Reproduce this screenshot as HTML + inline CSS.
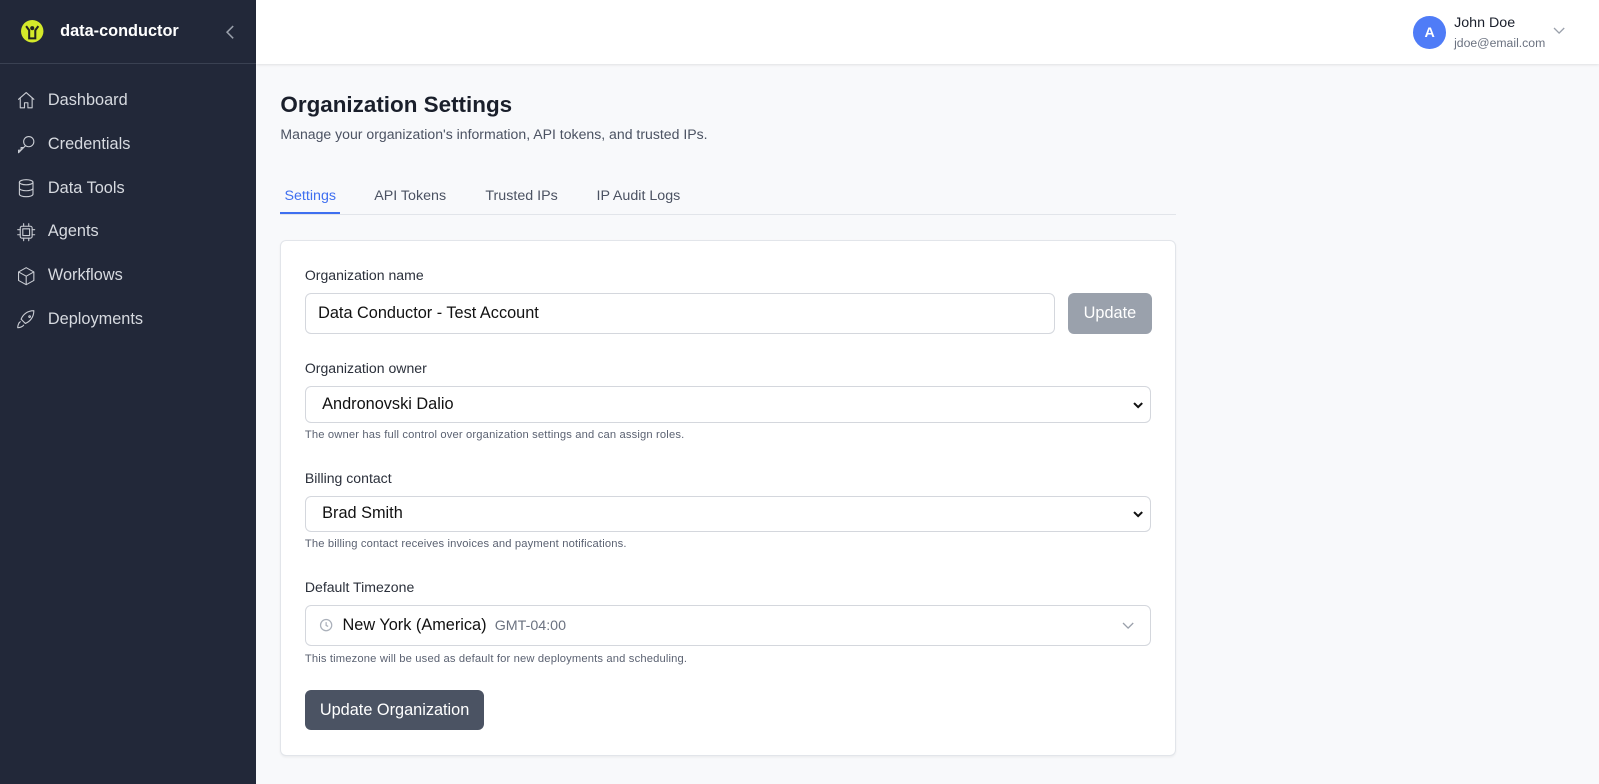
<!DOCTYPE html>
<html><head><meta charset="utf-8"><style>
*{box-sizing:border-box;margin:0;padding:0}
html,body{width:1599px;height:784px;overflow:hidden;background:#f8f9fb;font-family:"Liberation Sans",sans-serif}
#w{zoom:1.0197;width:1568px;height:769px;position:relative}
.sb{position:absolute;left:0;top:0;width:251px;height:769px;background:#222839;color:#d7dae0}
.logo{height:63px;border-bottom:1px solid #3a4152;display:flex;align-items:center;padding-left:20px}
.logo b{color:#fff;font-size:16px;margin-left:15px}
.nav{padding-top:14px}
.nav div{height:43px;display:flex;align-items:center;padding-left:16px;font-size:16px;color:#d7dae0}
.nav svg{width:20px;height:20px;margin-right:11px;stroke:#c9ccd3;fill:none;stroke-width:1.3;stroke-linecap:round;stroke-linejoin:round}
.hd{position:absolute;left:251px;top:0;right:0;height:63px;background:#fff;box-shadow:0 1px 3px rgba(0,0,0,.12)}
.mn{position:absolute;left:275px;top:0}
h1{position:absolute;top:90px;font-size:22px;color:#1a1f2b;white-space:nowrap}
.sub{position:absolute;top:124px;font-size:13.8px;color:#4b5262;white-space:nowrap}
.tabs{position:absolute;top:180px;width:878px;height:31px;border-bottom:1px solid #e2e5ea;font-size:14px;color:#4b5262}
.tabs span{position:absolute;top:4px}
.card{position:absolute;top:235px;left:275px;width:878px;height:506px;background:#fff;border:1px solid #e2e5ea;border-radius:6px;box-shadow:0 1px 2px rgba(0,0,0,.05)}
.lbl{position:absolute;left:23px;font-size:13.8px;color:#2b303b}
.in{position:absolute;left:23px;border:1px solid #d4d7dd;border-radius:6px;font-size:16px;color:#111;display:flex;align-items:center}
.hint{position:absolute;left:23px;font-size:11px;color:#5b6272;letter-spacing:.15px}
.chev{position:absolute;right:6px;top:50%;margin-top:-4px}
</style></head><body><div id="w">
<div class="sb">
 <div class="logo"><svg width="24" height="24" viewBox="0 0 24 24"><circle cx="12" cy="12" r="11" fill="#d4e92a"/><path d="M6 7l3 4v8h6v-8l3-4" stroke="#222" stroke-width="2" fill="none"/><circle cx="12" cy="9" r="2" fill="#222"/></svg><b>data-conductor</b>
 <svg style="position:absolute;left:220px;top:24px" width="12" height="16" viewBox="0 0 12 16"><path d="M9 2L3 8l6 6" stroke="#9aa0ab" stroke-width="1.5" fill="none"/></svg></div>
 <div class="nav">
  <div><svg viewBox="0 0 24 24"><path d="M3 11l9-8 9 8M5 9v12h5v-6h4v6h5V9"/></svg>Dashboard</div>
  <div><svg viewBox="0 0 24 24"><circle cx="15" cy="9" r="6"/><path d="M11 14l-8 8v-3h3v-3h3"/></svg>Credentials</div>
  <div><svg viewBox="0 0 24 24"><ellipse cx="12" cy="5" rx="8" ry="3"/><path d="M4 5v14c0 1.7 3.6 3 8 3s8-1.3 8-3V5M4 12c0 1.7 3.6 3 8 3s8-1.3 8-3"/></svg>Data Tools</div>
  <div><svg viewBox="0 0 24 24"><rect x="5" y="5" width="14" height="14" rx="2"/><rect x="8" y="8" width="8" height="8"/><path d="M9 2v3M15 2v3M9 19v3M15 19v3M2 9h3M2 15h3M19 9h3M19 15h3"/></svg>Agents</div>
  <div><svg viewBox="0 0 24 24"><path d="M12 2l9 5v10l-9 5-9-5V7zM3 7l9 5 9-5M12 12v10"/></svg>Workflows</div>
  <div><svg viewBox="0 0 24 24"><path d="M5 15c-2 1-3 5-3 7 2 0 6-1 7-3M9 15l-3-3c2-5 7-10 15-10 0 8-5 13-10 15zM15 9a1 1 0 1 0 0-.1"/></svg>Deployments</div>
 </div>
</div>
<div class="hd">
 <div style="position:absolute;left:1135px;top:16px;width:32px;height:32px;border-radius:50%;background:#4f7cf7;color:#fff;font-size:14px;font-weight:bold;display:flex;align-items:center;justify-content:center">A</div>
 <div style="position:absolute;left:1175px;top:15px;font-size:14px;color:#1a1f2b">John Doe</div>
 <div style="position:absolute;left:1175px;top:35px;font-size:12px;color:#6b7280">jdoe@email.com</div>
 <svg style="position:absolute;left:1272px;top:26px" width="12" height="8" viewBox="0 0 12 8"><path d="M1 1l5 5 5-5" stroke="#9aa0ab" stroke-width="1.3" fill="none"/></svg>
</div>
<div class="mn">
 <h1>Organization Settings</h1>
 <div class="sub">Manage your organization's information, API tokens, and trusted IPs.</div>
 <div class="tabs">
  <span style="left:4px;color:#3f6ff0">Settings</span>
  <div style="position:absolute;left:0;top:28px;width:58px;height:2px;background:#3f6ff0"></div>
  <span style="left:92px">API Tokens</span><span style="left:201px">Trusted IPs</span><span style="left:310px">IP Audit Logs</span>
 </div>
</div>
<div class="card">
 <div class="lbl" style="top:26px">Organization name</div>
 <div class="in" style="top:51px;width:736px;height:41px;padding-left:12px">Data Conductor - Test Account</div>
 <div style="position:absolute;left:771px;top:51px;width:83px;height:41px;border-radius:6px;background:#9aa1ac;color:#fff;font-size:16px;display:flex;align-items:center;justify-content:center">Update</div>
 <div class="lbl" style="top:117px">Organization owner</div>
 <div class="in" style="top:143px;width:830px;height:36px;padding-left:16px">Andronovski Dalio<svg class="chev" width="12" height="8" viewBox="0 0 12 8"><path d="M2 2l4 4 4-4" stroke="#111" stroke-width="2" fill="none"/></svg></div>
 <div class="hint" style="top:185px">The owner has full control over organization settings and can assign roles.</div>
 <div class="lbl" style="top:225px">Billing contact</div>
 <div class="in" style="top:250px;width:830px;height:36px;padding-left:16px">Brad Smith<svg class="chev" width="12" height="8" viewBox="0 0 12 8"><path d="M2 2l4 4 4-4" stroke="#111" stroke-width="2" fill="none"/></svg></div>
 <div class="hint" style="top:292px">The billing contact receives invoices and payment notifications.</div>
 <div class="lbl" style="top:332px">Default Timezone</div>
 <div class="in" style="top:357px;width:830px;height:41px;padding-left:13px"><svg width="14" height="14" viewBox="0 0 14 14" style="margin-right:9px"><circle cx="7" cy="7" r="5.5" stroke="#aab0ba" stroke-width="1.2" fill="none"/><path d="M7 4v3.3l2 1" stroke="#aab0ba" stroke-width="1.2" fill="none"/></svg>New York (America)<span style="font-size:14px;color:#6b7280;margin-left:8px">GMT-04:00</span>
 <svg style="position:absolute;right:16px;top:16px" width="12" height="8" viewBox="0 0 12 8"><path d="M1 1l5 5 5-5" stroke="#9aa0ab" stroke-width="1.3" fill="none"/></svg></div>
 <div class="hint" style="top:404px">This timezone will be used as default for new deployments and scheduling.</div>
 <div style="position:absolute;left:23px;top:441px;width:176px;height:39px;border-radius:6px;background:#4b5363;color:#fff;font-size:16px;display:flex;align-items:center;justify-content:center">Update Organization</div>
</div>
</div></body></html>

**********

## EXERCISE AIM
The data should be printed again unchanged; leave its pictures out.

## EXERCISE RESULT
Reproduce this screenshot as HTML + inline CSS.
<!DOCTYPE html>
<html><head><meta charset="utf-8"><style>
*{box-sizing:border-box;margin:0;padding:0}
html,body{width:1599px;height:784px;overflow:hidden;background:#f8f9fb;font-family:"Liberation Sans",sans-serif}
#w{zoom:1.0197;width:1568px;height:769px;position:relative}
.sb{position:absolute;left:0;top:0;width:251px;height:769px;background:#222839;color:#d7dae0}
.logo{height:63px;border-bottom:1px solid #3a4152;display:flex;align-items:center;padding-left:20px}
.logo b{color:#fff;font-size:16px;margin-left:15px}
.nav{padding-top:14px}
.nav div{height:43px;display:flex;align-items:center;padding-left:16px;font-size:16px;color:#d7dae0}
.nav svg{width:20px;height:20px;margin-right:11px;stroke:#c9ccd3;fill:none;stroke-width:1.3;stroke-linecap:round;stroke-linejoin:round}
.hd{position:absolute;left:251px;top:0;right:0;height:63px;background:#fff;box-shadow:0 1px 3px rgba(0,0,0,.12)}
.mn{position:absolute;left:275px;top:0}
h1{position:absolute;top:90px;font-size:22px;color:#1a1f2b;white-space:nowrap}
.sub{position:absolute;top:124px;font-size:13.8px;color:#4b5262;white-space:nowrap}
.tabs{position:absolute;top:180px;width:878px;height:31px;border-bottom:1px solid #e2e5ea;font-size:14px;color:#4b5262}
.tabs span{position:absolute;top:4px}
.card{position:absolute;top:235px;left:275px;width:878px;height:506px;background:#fff;border:1px solid #e2e5ea;border-radius:6px;box-shadow:0 1px 2px rgba(0,0,0,.05)}
.lbl{position:absolute;left:23px;font-size:13.8px;color:#2b303b}
.in{position:absolute;left:23px;border:1px solid #d4d7dd;border-radius:6px;font-size:16px;color:#111;display:flex;align-items:center}
.hint{position:absolute;left:23px;font-size:11px;color:#5b6272;letter-spacing:.15px}
.chev{position:absolute;right:6px;top:50%;margin-top:-4px}
</style></head><body><div id="w">
<div class="sb">
 <div class="logo"><svg width="24" height="24" viewBox="0 0 24 24"><circle cx="12" cy="12" r="11" fill="#d4e92a"/><path d="M6 7l3 4v8h6v-8l3-4" stroke="#222" stroke-width="2" fill="none"/><circle cx="12" cy="9" r="2" fill="#222"/></svg><b>data-conductor</b>
 <svg style="position:absolute;left:220px;top:24px" width="12" height="16" viewBox="0 0 12 16"><path d="M9 2L3 8l6 6" stroke="#9aa0ab" stroke-width="1.5" fill="none"/></svg></div>
 <div class="nav">
  <div><svg viewBox="0 0 24 24"><path d="M3 11l9-8 9 8M5 9v12h5v-6h4v6h5V9"/></svg>Dashboard</div>
  <div><svg viewBox="0 0 24 24"><circle cx="15" cy="9" r="6"/><path d="M11 14l-8 8v-3h3v-3h3"/></svg>Credentials</div>
  <div><svg viewBox="0 0 24 24"><ellipse cx="12" cy="5" rx="8" ry="3"/><path d="M4 5v14c0 1.7 3.6 3 8 3s8-1.3 8-3V5M4 12c0 1.7 3.6 3 8 3s8-1.3 8-3"/></svg>Data Tools</div>
  <div><svg viewBox="0 0 24 24"><rect x="5" y="5" width="14" height="14" rx="2"/><rect x="8" y="8" width="8" height="8"/><path d="M9 2v3M15 2v3M9 19v3M15 19v3M2 9h3M2 15h3M19 9h3M19 15h3"/></svg>Agents</div>
  <div><svg viewBox="0 0 24 24"><path d="M12 2l9 5v10l-9 5-9-5V7zM3 7l9 5 9-5M12 12v10"/></svg>Workflows</div>
  <div><svg viewBox="0 0 24 24"><path d="M5 15c-2 1-3 5-3 7 2 0 6-1 7-3M9 15l-3-3c2-5 7-10 15-10 0 8-5 13-10 15zM15 9a1 1 0 1 0 0-.1"/></svg>Deployments</div>
 </div>
</div>
<div class="hd">
 <div style="position:absolute;left:1135px;top:16px;width:32px;height:32px;border-radius:50%;background:#4f7cf7;color:#fff;font-size:14px;font-weight:bold;display:flex;align-items:center;justify-content:center">A</div>
 <div style="position:absolute;left:1175px;top:15px;font-size:14px;color:#1a1f2b">John Doe</div>
 <div style="position:absolute;left:1175px;top:35px;font-size:12px;color:#6b7280">jdoe@email.com</div>
 <svg style="position:absolute;left:1272px;top:26px" width="12" height="8" viewBox="0 0 12 8"><path d="M1 1l5 5 5-5" stroke="#9aa0ab" stroke-width="1.3" fill="none"/></svg>
</div>
<div class="mn">
 <h1>Organization Settings</h1>
 <div class="sub">Manage your organization's information, API tokens, and trusted IPs.</div>
 <div class="tabs">
  <span style="left:4px;color:#3f6ff0">Settings</span>
  <div style="position:absolute;left:0;top:28px;width:58px;height:2px;background:#3f6ff0"></div>
  <span style="left:92px">API Tokens</span><span style="left:201px">Trusted IPs</span><span style="left:310px">IP Audit Logs</span>
 </div>
</div>
<div class="card">
 <div class="lbl" style="top:26px">Organization name</div>
 <div class="in" style="top:51px;width:736px;height:41px;padding-left:12px">Data Conductor - Test Account</div>
 <div style="position:absolute;left:771px;top:51px;width:83px;height:41px;border-radius:6px;background:#9aa1ac;color:#fff;font-size:16px;display:flex;align-items:center;justify-content:center">Update</div>
 <div class="lbl" style="top:117px">Organization owner</div>
 <div class="in" style="top:143px;width:830px;height:36px;padding-left:16px">Andronovski Dalio<svg class="chev" width="12" height="8" viewBox="0 0 12 8"><path d="M2 2l4 4 4-4" stroke="#111" stroke-width="2" fill="none"/></svg></div>
 <div class="hint" style="top:185px">The owner has full control over organization settings and can assign roles.</div>
 <div class="lbl" style="top:225px">Billing contact</div>
 <div class="in" style="top:250px;width:830px;height:36px;padding-left:16px">Brad Smith<svg class="chev" width="12" height="8" viewBox="0 0 12 8"><path d="M2 2l4 4 4-4" stroke="#111" stroke-width="2" fill="none"/></svg></div>
 <div class="hint" style="top:292px">The billing contact receives invoices and payment notifications.</div>
 <div class="lbl" style="top:332px">Default Timezone</div>
 <div class="in" style="top:357px;width:830px;height:41px;padding-left:13px"><svg width="14" height="14" viewBox="0 0 14 14" style="margin-right:9px"><circle cx="7" cy="7" r="5.5" stroke="#aab0ba" stroke-width="1.2" fill="none"/><path d="M7 4v3.3l2 1" stroke="#aab0ba" stroke-width="1.2" fill="none"/></svg>New York (America)<span style="font-size:14px;color:#6b7280;margin-left:8px">GMT-04:00</span>
 <svg style="position:absolute;right:16px;top:16px" width="12" height="8" viewBox="0 0 12 8"><path d="M1 1l5 5 5-5" stroke="#9aa0ab" stroke-width="1.3" fill="none"/></svg></div>
 <div class="hint" style="top:404px">This timezone will be used as default for new deployments and scheduling.</div>
 <div style="position:absolute;left:23px;top:441px;width:176px;height:39px;border-radius:6px;background:#4b5363;color:#fff;font-size:16px;display:flex;align-items:center;justify-content:center">Update Organization</div>
</div>
</div></body></html>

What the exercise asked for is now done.